First published: Winter 2019
The American painter occupies a strong position in today’s religious and political thinking, and his viewpoints shape his art
In an age of extremism, the art of William Thomas Thompson (b. 1935) extends above and beyond the merely unconventional. His political and religious beliefs are neither on the extreme right nor the extreme left. While the messages of other apocalyptic artists of a fundamentalist-Christian orientation may appear to be coming from a similar place, none have spelled themselves out as explicitly as those within the texts that appear in Thompson’s paintings, particularly his seven most recently created works.

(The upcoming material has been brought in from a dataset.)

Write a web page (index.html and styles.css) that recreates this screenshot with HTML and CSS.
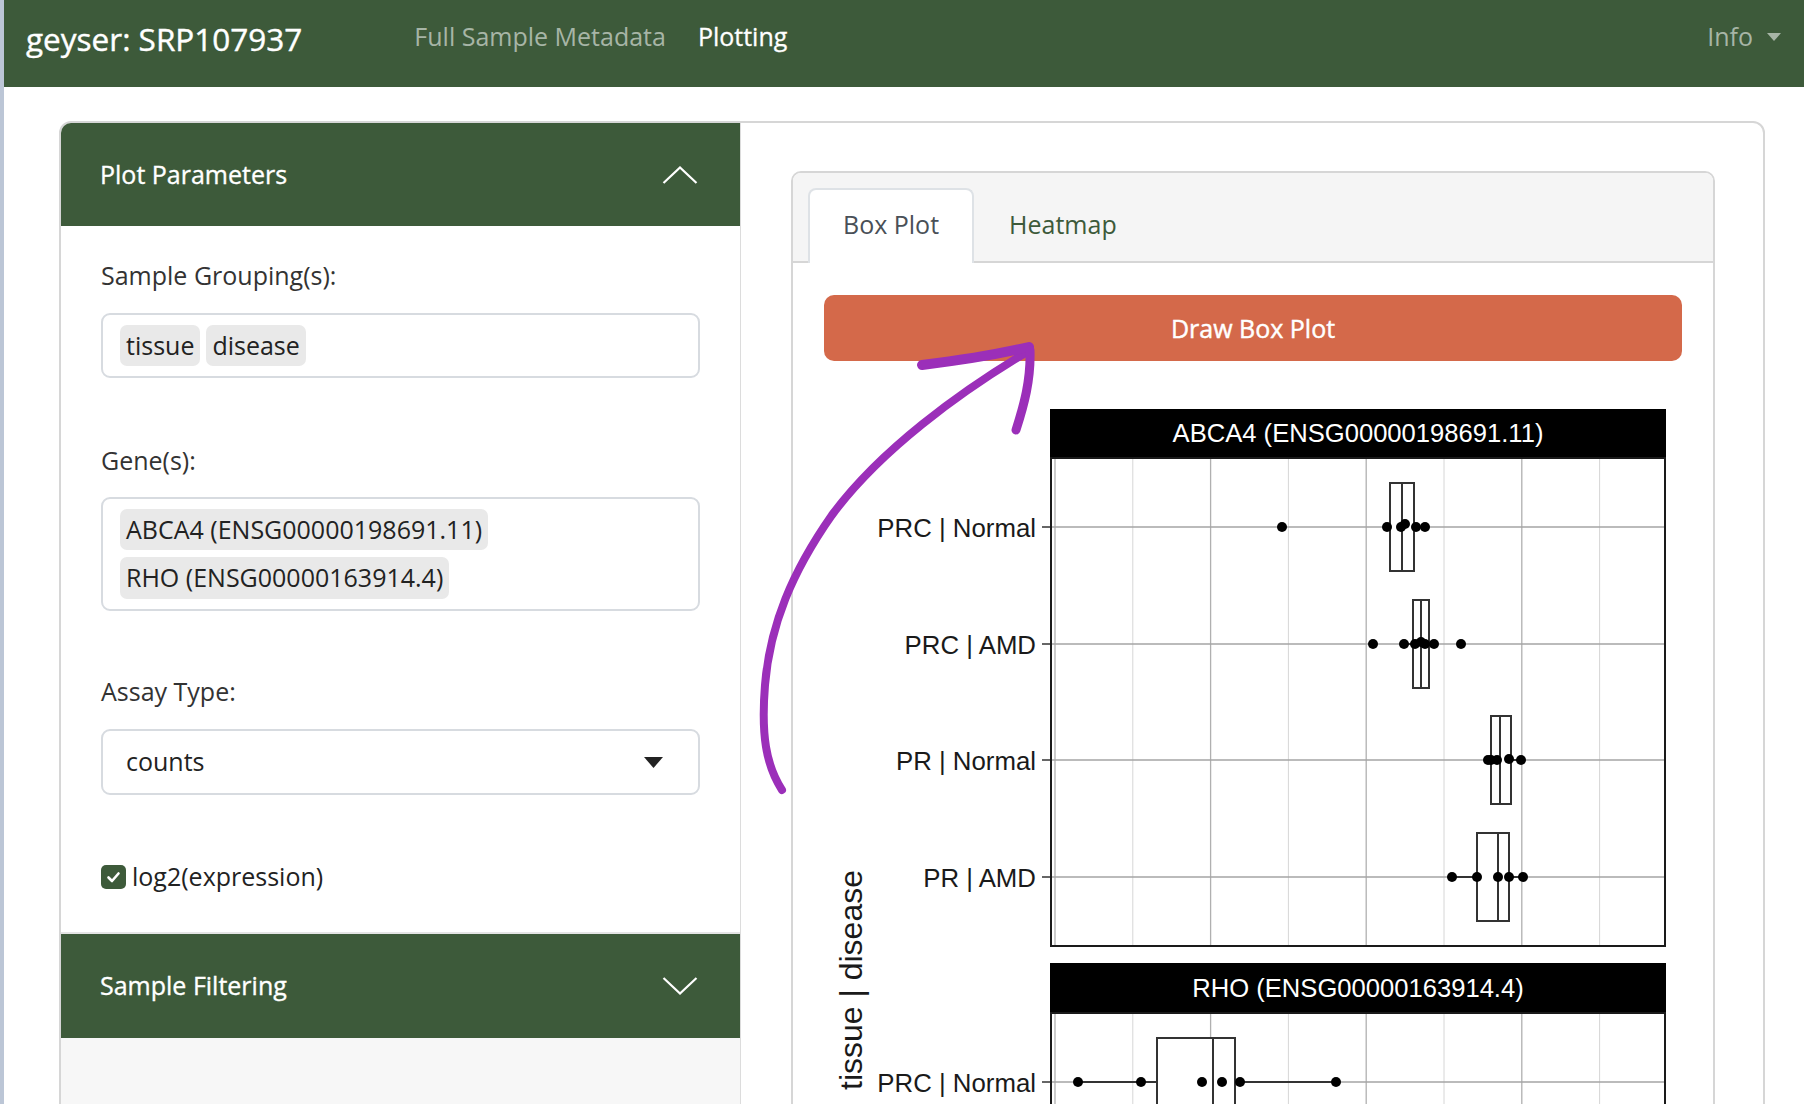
FILE: index.html
```html
<!DOCTYPE html>
<html lang="en">
<head>
<meta charset="utf-8">
<title>geyser: SRP107937</title>
<link rel="stylesheet" href="styles.css">
</head>
<body>
<nav class="navbar">
  <span class="brand">geyser: SRP107937</span>
  <ul class="nav-links">
    <li class="nav-link muted">Full Sample Metadata</li>
    <li class="nav-link active">Plotting</li>
  </ul>
  <div class="info">Info <span class="caret"></span></div>
</nav>

<main class="page">
  <div class="card">
    <aside class="sidebar">
      <div class="acc-head">
        <span>Plot Parameters</span>
        <svg class="chev" width="36" height="18" viewBox="0 0 36 18"><polyline points="1.5,17 18,1.5 34.5,17" fill="none" stroke="#fff" stroke-width="2.2"/></svg>
      </div>
      <div class="acc-body">
        <div class="field f1">
          <label class="lbl">Sample Grouping(s):</label>
          <div class="multi">
            <span class="tag">tissue</span>
            <span class="tag">disease</span>
          </div>
        </div>
        <div class="field f2">
          <label class="lbl">Gene(s):</label>
          <div class="multi">
            <span class="tag">ABCA4 (ENSG00000198691.11)</span>
            <span class="tag">RHO (ENSG00000163914.4)</span>
          </div>
        </div>
        <div class="field f3">
          <label class="lbl">Assay Type:</label>
          <div class="select">
            <span>counts</span>
            <svg width="19" height="11" viewBox="0 0 19 11"><polygon points="0,0 19,0 9.5,11" fill="#222"/></svg>
          </div>
        </div>
        <div class="check-row">
          <svg class="checkbox" width="25" height="24" viewBox="0 0 25 24"><rect x="0" y="0" width="25" height="24" rx="5" fill="#3d5a3a"/><polyline points="7.5,12.5 11,16 17.5,8.5" fill="none" stroke="#fff" stroke-width="2.6" stroke-linecap="round" stroke-linejoin="round"/></svg>
          <span>log2(expression)</span>
        </div>
      </div>
      <div class="acc-head second">
        <span>Sample Filtering</span>
        <svg class="chev" width="36" height="18" viewBox="0 0 36 18"><polyline points="1.5,1 18,16.5 34.5,1" fill="none" stroke="#fff" stroke-width="2.2"/></svg>
      </div>
      <div class="acc-rest"></div>
    </aside>

    <section class="content">
      <div class="tabcard">
        <div class="tabs">
          <div class="tab active">Box Plot</div>
          <div class="tab">Heatmap</div>
        </div>
        <div class="tabbody">
          <button class="draw-btn">Draw Box Plot</button>
          <svg class="plot" width="858" height="700" viewBox="824 409 858 700" font-family="Liberation Sans, Arial, sans-serif">
            <!-- ABCA4 panel -->
            <rect x="1050" y="409" width="616" height="49" fill="#000"/>
            <text x="1358" y="442" fill="#fff" font-size="25.6" text-anchor="middle">ABCA4 (ENSG00000198691.11)</text>
            <rect x="1051" y="458" width="614" height="488" fill="#fff"/>
            <g stroke-width="1.3">
              <line x1="1055" y1="458" x2="1055" y2="946" stroke="#b0b0b0"/>
              <line x1="1132.8" y1="458" x2="1132.8" y2="946" stroke="#d6d6d6" stroke-width="1"/>
              <line x1="1210.6" y1="458" x2="1210.6" y2="946" stroke="#b0b0b0"/>
              <line x1="1288.4" y1="458" x2="1288.4" y2="946" stroke="#d6d6d6" stroke-width="1"/>
              <line x1="1366.2" y1="458" x2="1366.2" y2="946" stroke="#b0b0b0"/>
              <line x1="1444" y1="458" x2="1444" y2="946" stroke="#d6d6d6" stroke-width="1"/>
              <line x1="1521.8" y1="458" x2="1521.8" y2="946" stroke="#b0b0b0"/>
              <line x1="1599.6" y1="458" x2="1599.6" y2="946" stroke="#d6d6d6" stroke-width="1"/>
              <line x1="1051" y1="527" x2="1665" y2="527" stroke="#a4a4a4"/>
              <line x1="1051" y1="644" x2="1665" y2="644" stroke="#a4a4a4"/>
              <line x1="1051" y1="760" x2="1665" y2="760" stroke="#a4a4a4"/>
              <line x1="1051" y1="877" x2="1665" y2="877" stroke="#a4a4a4"/>
            </g>
            <g stroke="#333" stroke-width="2">
              <line x1="1387" y1="527" x2="1425" y2="527"/>
              <rect x="1390" y="483" width="24" height="88" fill="#fff"/>
              <line x1="1402" y1="483" x2="1402" y2="571"/>
              <line x1="1404" y1="644" x2="1434" y2="644"/>
              <rect x="1413" y="600" width="16" height="88" fill="#fff"/>
              <line x1="1421" y1="600" x2="1421" y2="688"/>
              <line x1="1488" y1="760" x2="1521" y2="760"/>
              <rect x="1491" y="716" width="20" height="88" fill="#fff"/>
              <line x1="1500" y1="716" x2="1500" y2="804"/>
              <line x1="1452" y1="877" x2="1523" y2="877"/>
              <rect x="1477" y="833" width="32" height="88" fill="#fff"/>
              <line x1="1498" y1="833" x2="1498" y2="921"/>
            </g>
            <g fill="#000">
              <circle cx="1282" cy="527" r="5"/><circle cx="1387" cy="527" r="5"/><circle cx="1401" cy="527" r="5"/><circle cx="1405" cy="524" r="5"/><circle cx="1416" cy="527" r="5"/><circle cx="1425" cy="527" r="5"/>
              <circle cx="1373" cy="644" r="5"/><circle cx="1404" cy="644" r="5"/><circle cx="1415" cy="644" r="5"/><circle cx="1421" cy="642" r="5"/><circle cx="1425" cy="644" r="5"/><circle cx="1434" cy="644" r="5"/><circle cx="1461" cy="644" r="5"/>
              <circle cx="1488" cy="760" r="5"/><circle cx="1491" cy="760" r="5"/><circle cx="1497" cy="760" r="5"/><circle cx="1509" cy="759" r="5"/><circle cx="1521" cy="760" r="5"/>
              <circle cx="1452" cy="877" r="5"/><circle cx="1477" cy="877" r="5"/><circle cx="1498" cy="877" r="5"/><circle cx="1509" cy="877" r="5"/><circle cx="1523" cy="877" r="5"/>
            </g>
            <rect x="1051" y="458" width="614" height="488" fill="none" stroke="#1a1a1a" stroke-width="2"/>
            <g stroke="#333" stroke-width="1.5">
              <line x1="1042" y1="527" x2="1050" y2="527"/>
              <line x1="1042" y1="644" x2="1050" y2="644"/>
              <line x1="1042" y1="760" x2="1050" y2="760"/>
              <line x1="1042" y1="877" x2="1050" y2="877"/>
              <line x1="1042" y1="1082" x2="1050" y2="1082"/>
            </g>
            <g font-size="25.8" fill="#1a1a1a" text-anchor="end">
              <text x="1036" y="537">PRC | Normal</text>
              <text x="1036" y="654">PRC | AMD</text>
              <text x="1036" y="770">PR | Normal</text>
              <text x="1036" y="887">PR | AMD</text>
              <text x="1036" y="1092">PRC | Normal</text>
            </g>
            <!-- RHO panel -->
            <rect x="1050" y="963" width="616" height="50" fill="#000"/>
            <text x="1358" y="997" fill="#fff" font-size="25.6" text-anchor="middle">RHO (ENSG00000163914.4)</text>
            <rect x="1051" y="1013" width="614" height="490" fill="#fff"/>
            <g stroke-width="1.3">
              <line x1="1055" y1="1013" x2="1055" y2="1503" stroke="#b0b0b0"/>
              <line x1="1132.8" y1="1013" x2="1132.8" y2="1503" stroke="#d6d6d6" stroke-width="1"/>
              <line x1="1210.6" y1="1013" x2="1210.6" y2="1503" stroke="#b0b0b0"/>
              <line x1="1288.4" y1="1013" x2="1288.4" y2="1503" stroke="#d6d6d6" stroke-width="1"/>
              <line x1="1366.2" y1="1013" x2="1366.2" y2="1503" stroke="#b0b0b0"/>
              <line x1="1444" y1="1013" x2="1444" y2="1503" stroke="#d6d6d6" stroke-width="1"/>
              <line x1="1521.8" y1="1013" x2="1521.8" y2="1503" stroke="#b0b0b0"/>
              <line x1="1599.6" y1="1013" x2="1599.6" y2="1503" stroke="#d6d6d6" stroke-width="1"/>
              <line x1="1051" y1="1082" x2="1665" y2="1082" stroke="#a4a4a4"/>
            </g>
            <g stroke="#333" stroke-width="2">
              <line x1="1078" y1="1082" x2="1336" y2="1082"/>
              <rect x="1157" y="1038" width="78" height="88" fill="#fff"/>
              <line x1="1213" y1="1038" x2="1213" y2="1126"/>
            </g>
            <g fill="#000">
              <circle cx="1078" cy="1082" r="5"/><circle cx="1141" cy="1082" r="5"/><circle cx="1202" cy="1082" r="5"/><circle cx="1222" cy="1082" r="5"/><circle cx="1240" cy="1082" r="5"/><circle cx="1336" cy="1082" r="5"/>
            </g>
            <rect x="1051" y="1013" width="614" height="490" fill="none" stroke="#1a1a1a" stroke-width="2"/>
            <text transform="translate(862 980) rotate(-90)" font-size="32" fill="#1a1a1a" text-anchor="middle">tissue | disease</text>
          </svg>
        </div>
      </div>
    </section>
  </div>
</main>

<svg class="annotation" width="1804" height="1104" viewBox="0 0 1804 1104">
  <g fill="none" stroke="#9b2fb9" stroke-linecap="round" stroke-linejoin="round">
    <path d="M1027 352 C 960 392, 880 450, 832 515 C 792 572, 770 625, 765 685 C 761 735, 766 765, 782 790" stroke-width="8"/>
    <path d="M922 365 C 955 361, 995 355, 1029 347" stroke-width="10"/>
    <path d="M1030 350 C 1031 380, 1024 405, 1016 430" stroke-width="9"/>
  </g>
</svg>
</body>
</html>
```

FILE: styles.css
```css
html, body {
  margin: 0;
  padding: 0;
}

body {
  height: 1104px;
  overflow: hidden;
  font-family: "Open Sans", "Noto Sans", sans-serif;
  font-size: 25px;
  line-height: 1.5;
  color: #333;
  background: #fff;
  border-left: 4px solid #bcc6d6;
}

/* ---------- navbar ---------- */
.navbar {
  display: flex;
  align-items: center;
  height: 87px;
  box-sizing: border-box;
  padding: 0 23px 14px 22px;
  background: #3d5a3a;
}

.brand {
  font-size: 31.5px;
  color: #fff;
  margin-top: 4px;
  margin-right: 96px;
  -webkit-text-stroke: 0.4px #fff;
}

.nav-links {
  display: flex;
  list-style: none;
  margin: 0;
  padding: 0;
}

.nav-link {
  padding: 0 16px;
}

.nav-link.muted {
  color: #a7b5a6;
}

.nav-link.active {
  color: #fff;
  -webkit-text-stroke: 0.3px #fff;
}

.info {
  margin-left: auto;
  display: flex;
  align-items: center;
  gap: 14px;
  color: #a7b5a6;
}

.caret {
  width: 0;
  height: 0;
  border-left: 7px solid transparent;
  border-right: 7px solid transparent;
  border-top: 8px solid #a7b5a6;
}

/* ---------- page / card ---------- */
.page {
  padding: 34px 39px 0 55px;
}

.card {
  display: flex;
  height: 1100px;
  border: 2px solid #d6d6d6;
  border-radius: 12px;
  overflow: hidden;
}

/* ---------- sidebar ---------- */
.sidebar {
  flex: none;
  width: 679px;
  border-right: 1px solid #dcdcdc;
  display: flex;
  flex-direction: column;
}

.acc-head {
  flex: none;
  height: 103px;
  box-sizing: border-box;
  display: flex;
  align-items: center;
  justify-content: space-between;
  padding: 0 42px 0 39px;
  background: #3d5a3a;
  color: #fff;
  -webkit-text-stroke: 0.35px #fff;
}

.acc-head.second {
  height: 106px;
  border-top: 2px solid #e4e4e4;
}

.chev {
  display: block;
}

.acc-body {
  padding: 31px 40px 36px 40px;
}

.lbl {
  display: block;
  margin-bottom: 18px;
  color: #333;
}

.field.f1 { margin-bottom: 64px; }
.field.f2 { margin-bottom: 62px; }
.field.f3 { margin-bottom: 63px; }

.f2 .lbl { margin-bottom: 17px; }
.f3 .lbl { margin-bottom: 19px; }

.multi {
  display: flex;
  flex-wrap: wrap;
  gap: 7px 6px;
  border: 2px solid #d7dbe0;
  border-radius: 9px;
  padding: 10px 17px;
}

.tag {
  display: inline-block;
  background: #e9e9e9;
  border-radius: 7px;
  padding: 2px 6px;
  line-height: 37.5px;
  color: #222;
}

.select {
  height: 66px;
  box-sizing: border-box;
  display: flex;
  align-items: center;
  justify-content: space-between;
  border: 2px solid #d7dbe0;
  border-radius: 9px;
  padding: 0 35px 0 23px;
  color: #222;
}

.select svg {
  display: block;
}

.check-row {
  display: flex;
  align-items: center;
  gap: 6px;
  color: #222;
}

.checkbox {
  display: block;
  flex: none;
}

.acc-rest {
  flex: 1;
  background: #f7f7f7;
}

/* ---------- content ---------- */
.content {
  flex: 1;
  min-width: 0;
  padding: 48px 48px 0 50px;
}

.tabcard {
  height: 1000px;
  border: 2px solid #d6d6d6;
  border-radius: 10px;
  overflow: hidden;
}

.tabs {
  display: flex;
  background: #f5f5f5;
  padding: 15px 15px 0;
  border-bottom: 2px solid #d6d6d6;
}

.tab {
  padding: 16px 33px 19.5px;
  line-height: 37.5px;
  border: 2px solid transparent;
  border-bottom: 0;
  border-radius: 8px 8px 0 0;
  margin-bottom: -2px;
  color: #3d5a3a;
}

.tab.active {
  background: #fff;
  border-color: #dee2e6;
  color: #495057;
}

.tab + .tab {
  margin-left: 0;
}

.tabbody {
  padding: 32px 31px 0;
}

.draw-btn {
  display: block;
  width: 100%;
  height: 66px;
  border: 0;
  border-radius: 10px;
  background: #d4694a;
  color: #fff;
  font-family: "Open Sans", "Noto Sans", sans-serif;
  font-size: 25px;
  font-weight: 400;
  -webkit-text-stroke: 0.45px #fff;
  padding: 0;
}

.plot {
  display: block;
  margin-top: 48px;
}

/* ---------- hand-drawn annotation ---------- */
.annotation {
  position: absolute;
  left: 0;
  top: 0;
  pointer-events: none;
}
```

The Toxic Dollar, A Weapon of Mass Destruction, 2018, acrylic on canvas, 15 x 12 ft / 4.6 x 3.7 m
Thompson, who lives in Greenville, South Carolina, began his career in 1961 as a wholesaler of artificial flowers, built up a million-dollar business in the United States, and then expanded his enterprise to Hong Kong. However, through a series of financial downturns, his business collapsed in the 1980s. As a result, he believes his psychological well-being suffered and led to his developing Guillan-Barré syndrome, a rare autoimmune disorder. While attending a Sunday church service in Hawaii, 1989, he recalled, “I saw a vision of the coming of the Lord and the world on fire on July 6, 1989.” Thompson regards his epiphany, he said, “as an unmistakable command to paint what I saw”. Since then, he has produced thousands of paintings. He noted, “I feel spiritually motivated to paint the truth condemning the world system as the spirit enlightens me to the pitfalls laid down by the Antichrist.”
Not one to be swept up in the voluptuous materialism of painterly realism, he never attempted to practise a formal technique. Instead, his work offers the raw realism of spontaneous expression – rough images by an artist whose brushstrokes reflect the tremors caused by a neurological condition that causes pain and weakness in his hands, and has paralysed Thompson below the knees.